You know how scientists can tell when a volcano is about to erupt? Well I can do the same thing for my sense of wellbeing– meaning I can usually tell when I’m about to take a death spiral into agoraphobic mania. Here are the latest warning signs:
- I tried to leave my house yesterday.
2. Then I tried to find a particular book and it took half an hour for me to summon the energy to ask for help and it was all. for. nothing.
If I were a mythical creature I would be a cave troll. I don’t want to go out in the light, I just want to hunker down in a pile of familiarity and grunt at anyone who tries to ask me questions. My house has everything I need: an internet connection, an Amazon prime delivery address, and a bathroom where I can plug in a space heater, fill the bath with epsom salt and cocoon myself in darkness like I’m trying to reenter the womb.
The only problem with using a space heater year round is that I frequently flip the breaker. The other morning I didn’t realize I’d knocked out the power until I tried to turn my curling iron on.
“Why is electricity not happening,” I yelled.
I tried the plug next to the Keurig but it didn’t work either. Clearly the Keurig also needed a rescue, so I cradled it against my body and continued my quest for a working outlet. I hadn’t put my contacts in yet so I was squinting at everything while bumping into doorways and tripping over shoes. I realized the fan on Alex’s side of the bed was still working so I stooped down to plug the curling iron next to it. I was rewarded with a blinking power light, letting me know I had 90 seconds until it was hot enough to leave a Greenland-shaped burn mark on my forehead.

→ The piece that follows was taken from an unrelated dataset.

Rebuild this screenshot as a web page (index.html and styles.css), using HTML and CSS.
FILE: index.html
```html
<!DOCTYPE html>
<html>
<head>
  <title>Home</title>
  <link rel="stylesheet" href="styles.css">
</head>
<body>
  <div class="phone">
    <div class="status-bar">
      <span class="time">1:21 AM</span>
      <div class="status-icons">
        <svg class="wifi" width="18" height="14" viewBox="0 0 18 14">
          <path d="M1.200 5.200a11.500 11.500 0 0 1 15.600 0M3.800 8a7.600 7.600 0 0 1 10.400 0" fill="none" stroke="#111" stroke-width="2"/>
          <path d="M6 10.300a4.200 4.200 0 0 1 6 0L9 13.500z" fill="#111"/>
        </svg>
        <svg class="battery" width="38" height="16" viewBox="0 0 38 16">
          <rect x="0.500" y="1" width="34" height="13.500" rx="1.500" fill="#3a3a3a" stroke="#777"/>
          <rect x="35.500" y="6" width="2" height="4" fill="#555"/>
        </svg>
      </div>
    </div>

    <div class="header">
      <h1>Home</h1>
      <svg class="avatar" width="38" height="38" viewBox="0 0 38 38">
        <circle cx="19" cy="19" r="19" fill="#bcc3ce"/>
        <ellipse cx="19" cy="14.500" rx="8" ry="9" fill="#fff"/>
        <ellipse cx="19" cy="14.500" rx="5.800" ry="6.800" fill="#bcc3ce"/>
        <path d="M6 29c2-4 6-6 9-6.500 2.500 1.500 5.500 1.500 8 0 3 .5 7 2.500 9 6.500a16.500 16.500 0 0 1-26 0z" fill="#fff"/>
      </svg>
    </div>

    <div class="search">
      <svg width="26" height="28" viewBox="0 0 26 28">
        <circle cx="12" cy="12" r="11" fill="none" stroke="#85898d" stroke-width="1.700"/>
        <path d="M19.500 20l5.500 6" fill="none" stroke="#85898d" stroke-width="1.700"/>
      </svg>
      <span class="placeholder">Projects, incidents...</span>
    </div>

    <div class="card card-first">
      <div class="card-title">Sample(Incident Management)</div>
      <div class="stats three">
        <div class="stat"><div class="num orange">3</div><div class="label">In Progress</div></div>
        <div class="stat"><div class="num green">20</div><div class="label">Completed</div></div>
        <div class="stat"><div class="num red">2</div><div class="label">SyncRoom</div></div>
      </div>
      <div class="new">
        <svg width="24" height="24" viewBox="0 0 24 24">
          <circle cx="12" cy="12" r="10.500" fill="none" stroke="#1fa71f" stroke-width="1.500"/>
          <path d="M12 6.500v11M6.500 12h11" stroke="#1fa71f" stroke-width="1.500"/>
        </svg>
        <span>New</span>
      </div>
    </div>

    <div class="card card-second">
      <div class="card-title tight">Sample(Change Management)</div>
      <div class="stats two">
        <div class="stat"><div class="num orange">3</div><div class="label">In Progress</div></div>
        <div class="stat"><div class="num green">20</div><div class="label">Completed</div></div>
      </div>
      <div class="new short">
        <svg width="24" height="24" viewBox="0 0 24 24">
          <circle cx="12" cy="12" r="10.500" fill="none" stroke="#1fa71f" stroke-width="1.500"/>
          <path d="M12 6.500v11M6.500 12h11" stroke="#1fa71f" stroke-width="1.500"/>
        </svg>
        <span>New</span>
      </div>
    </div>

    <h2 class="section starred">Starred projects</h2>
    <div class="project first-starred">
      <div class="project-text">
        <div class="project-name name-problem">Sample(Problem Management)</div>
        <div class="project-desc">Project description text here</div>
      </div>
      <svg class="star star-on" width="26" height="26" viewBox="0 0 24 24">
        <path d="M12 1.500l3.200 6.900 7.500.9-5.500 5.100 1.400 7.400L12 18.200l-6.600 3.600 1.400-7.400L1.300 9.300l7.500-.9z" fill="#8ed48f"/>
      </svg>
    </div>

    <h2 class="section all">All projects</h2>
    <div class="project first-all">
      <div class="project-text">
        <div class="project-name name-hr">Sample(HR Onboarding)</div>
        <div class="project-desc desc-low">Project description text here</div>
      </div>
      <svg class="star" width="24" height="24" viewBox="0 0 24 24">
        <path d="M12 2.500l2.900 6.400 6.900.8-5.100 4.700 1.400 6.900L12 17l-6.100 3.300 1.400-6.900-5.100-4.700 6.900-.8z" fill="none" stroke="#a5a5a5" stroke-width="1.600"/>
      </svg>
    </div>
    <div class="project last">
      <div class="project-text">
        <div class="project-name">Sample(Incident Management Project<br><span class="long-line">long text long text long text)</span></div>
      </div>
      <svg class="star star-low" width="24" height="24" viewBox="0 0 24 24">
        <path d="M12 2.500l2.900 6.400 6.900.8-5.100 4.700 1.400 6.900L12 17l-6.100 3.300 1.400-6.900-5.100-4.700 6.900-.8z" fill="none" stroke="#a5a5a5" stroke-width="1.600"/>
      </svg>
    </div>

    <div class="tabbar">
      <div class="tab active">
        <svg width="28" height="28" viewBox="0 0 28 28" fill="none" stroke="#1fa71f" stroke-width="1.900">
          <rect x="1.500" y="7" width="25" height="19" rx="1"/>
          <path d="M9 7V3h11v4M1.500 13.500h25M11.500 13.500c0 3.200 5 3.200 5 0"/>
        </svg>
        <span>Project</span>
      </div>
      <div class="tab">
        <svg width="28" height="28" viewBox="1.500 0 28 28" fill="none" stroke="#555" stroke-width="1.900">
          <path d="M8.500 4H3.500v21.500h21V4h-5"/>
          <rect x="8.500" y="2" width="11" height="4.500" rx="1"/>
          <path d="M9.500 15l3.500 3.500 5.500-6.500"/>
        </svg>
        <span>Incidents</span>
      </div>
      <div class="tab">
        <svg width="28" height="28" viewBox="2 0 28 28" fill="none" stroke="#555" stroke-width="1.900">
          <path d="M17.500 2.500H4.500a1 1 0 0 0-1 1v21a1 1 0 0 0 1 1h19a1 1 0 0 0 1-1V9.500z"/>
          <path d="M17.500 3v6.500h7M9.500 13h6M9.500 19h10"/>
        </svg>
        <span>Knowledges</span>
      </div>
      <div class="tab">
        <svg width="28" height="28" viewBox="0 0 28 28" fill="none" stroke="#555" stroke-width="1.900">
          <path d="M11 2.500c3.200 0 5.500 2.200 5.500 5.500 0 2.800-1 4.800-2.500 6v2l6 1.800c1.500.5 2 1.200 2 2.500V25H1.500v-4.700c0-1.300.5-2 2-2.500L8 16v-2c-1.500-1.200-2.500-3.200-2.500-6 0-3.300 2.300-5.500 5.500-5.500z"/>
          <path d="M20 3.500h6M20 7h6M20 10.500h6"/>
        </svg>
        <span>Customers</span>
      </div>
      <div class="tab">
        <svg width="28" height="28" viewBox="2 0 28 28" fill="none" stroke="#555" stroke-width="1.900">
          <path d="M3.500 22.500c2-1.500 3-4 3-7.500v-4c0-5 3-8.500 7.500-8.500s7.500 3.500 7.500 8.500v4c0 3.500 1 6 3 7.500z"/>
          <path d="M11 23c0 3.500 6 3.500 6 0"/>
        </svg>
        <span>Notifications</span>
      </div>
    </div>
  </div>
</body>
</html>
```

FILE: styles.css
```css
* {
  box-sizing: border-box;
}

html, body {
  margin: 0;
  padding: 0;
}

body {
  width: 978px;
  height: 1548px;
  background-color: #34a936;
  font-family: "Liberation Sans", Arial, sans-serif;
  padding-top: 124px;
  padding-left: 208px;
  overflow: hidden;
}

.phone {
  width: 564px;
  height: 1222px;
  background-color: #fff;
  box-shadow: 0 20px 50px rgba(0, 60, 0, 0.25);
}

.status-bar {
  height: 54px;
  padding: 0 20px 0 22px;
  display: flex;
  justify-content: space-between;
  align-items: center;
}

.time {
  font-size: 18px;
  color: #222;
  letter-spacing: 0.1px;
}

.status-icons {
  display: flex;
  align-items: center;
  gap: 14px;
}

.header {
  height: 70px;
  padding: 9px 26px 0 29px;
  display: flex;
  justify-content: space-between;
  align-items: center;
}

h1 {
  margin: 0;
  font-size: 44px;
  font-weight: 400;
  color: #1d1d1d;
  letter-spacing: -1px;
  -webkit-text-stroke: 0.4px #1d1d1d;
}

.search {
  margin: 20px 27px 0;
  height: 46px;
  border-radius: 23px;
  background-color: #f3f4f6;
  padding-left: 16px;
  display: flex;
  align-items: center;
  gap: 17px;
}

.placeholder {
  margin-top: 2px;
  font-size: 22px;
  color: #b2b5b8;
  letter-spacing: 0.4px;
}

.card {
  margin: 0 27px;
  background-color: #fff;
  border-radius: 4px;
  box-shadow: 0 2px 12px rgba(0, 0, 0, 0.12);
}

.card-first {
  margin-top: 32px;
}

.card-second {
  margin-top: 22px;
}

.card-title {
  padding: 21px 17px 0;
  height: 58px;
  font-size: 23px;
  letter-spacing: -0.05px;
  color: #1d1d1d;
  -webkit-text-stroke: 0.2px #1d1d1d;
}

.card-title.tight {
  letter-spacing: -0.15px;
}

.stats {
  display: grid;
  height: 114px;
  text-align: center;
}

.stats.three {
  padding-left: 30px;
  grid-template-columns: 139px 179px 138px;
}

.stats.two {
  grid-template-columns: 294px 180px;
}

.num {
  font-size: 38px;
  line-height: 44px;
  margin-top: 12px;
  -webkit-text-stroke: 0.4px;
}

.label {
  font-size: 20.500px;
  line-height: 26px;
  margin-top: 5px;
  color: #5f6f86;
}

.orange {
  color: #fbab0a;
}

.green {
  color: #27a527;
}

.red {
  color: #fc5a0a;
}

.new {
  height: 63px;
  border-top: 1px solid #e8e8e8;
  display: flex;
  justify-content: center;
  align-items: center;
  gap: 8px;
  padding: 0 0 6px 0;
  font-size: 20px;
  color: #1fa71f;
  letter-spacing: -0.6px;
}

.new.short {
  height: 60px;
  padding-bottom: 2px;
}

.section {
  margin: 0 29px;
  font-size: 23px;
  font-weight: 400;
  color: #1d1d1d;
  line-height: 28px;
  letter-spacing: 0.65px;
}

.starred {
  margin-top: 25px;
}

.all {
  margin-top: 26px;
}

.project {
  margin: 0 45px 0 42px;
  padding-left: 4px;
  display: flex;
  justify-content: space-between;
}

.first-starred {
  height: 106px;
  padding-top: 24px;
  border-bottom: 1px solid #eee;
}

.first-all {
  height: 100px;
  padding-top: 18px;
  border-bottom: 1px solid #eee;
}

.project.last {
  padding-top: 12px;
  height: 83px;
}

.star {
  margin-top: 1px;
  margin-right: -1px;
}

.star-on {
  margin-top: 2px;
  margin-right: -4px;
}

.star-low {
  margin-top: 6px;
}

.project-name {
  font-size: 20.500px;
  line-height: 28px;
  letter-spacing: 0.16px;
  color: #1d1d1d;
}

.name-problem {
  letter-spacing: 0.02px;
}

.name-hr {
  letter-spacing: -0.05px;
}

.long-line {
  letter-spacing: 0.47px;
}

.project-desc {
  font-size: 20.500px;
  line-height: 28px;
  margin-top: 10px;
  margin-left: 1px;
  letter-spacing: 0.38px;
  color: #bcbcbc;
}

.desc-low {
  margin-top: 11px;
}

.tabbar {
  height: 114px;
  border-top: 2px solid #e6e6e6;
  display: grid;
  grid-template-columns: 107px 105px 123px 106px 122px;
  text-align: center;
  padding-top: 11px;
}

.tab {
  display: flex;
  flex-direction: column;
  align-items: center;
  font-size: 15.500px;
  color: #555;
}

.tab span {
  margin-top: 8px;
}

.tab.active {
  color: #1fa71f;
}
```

My triumph was short-lived as I tried to figure out where to set the soon-to-be-scalding curling iron. I hesitated over the antique cedar chest, my panicked brain still functioning well enough to know this was a bad idea, but not well enough to keep me from trying to balance it on top of the oscillating fan. I perched it atop the stainless steel caging and watched as it immediately slipped, became tangled, and swung dangerously close to my face.
Alex waited in the doorway, unmoving.
“I’m just going to stand here and watch this,” he said.
I continued to struggle with the curling iron as it swung in suspension. I reached for it but kept having to pull my hand back to avoid the hot end.
“I can’t see anything,” I yelled. “This is why I’m going to die in the apocalypse.”
Alex narrowed his eyes.
“Is this what it’s going to be like on Tuesday and Wednesday while I’m out of town?”
I forgot he was going on a business trip for the days leading up to my own trip to BlogU in DC. Suddenly all the impending doom and fear of human contact became even more dire. I looked up at him/maybe a chair piled with dirty clothes.
“Yes,” I whispered.
He nodded as if he already knew what was going to happen.
“Nothing here works,” he said, doing his best Aussa impression. “We have to move. I found a new place to go where stuff works except I can’t leave the house.”
My reclusiveness is at war with my feminism. On the one hand I want to be a warrior who handles her own shit and doesn’t need anyone’s help. On the other hand, I needed Alex to drive half an hour to come ask a second bookstore employee to help me find a book. He always asks how I managed to backpack all over the world by myself and I’m not really sure. The only thing I can figure is that I’ve always been this insane, I just didn’t have anyone to talk to about it. So, if you really think about it, all of this is his fault.
Now I feel better.
What makes YOU feel panicky? Do you hate going out in public? Can you fix me?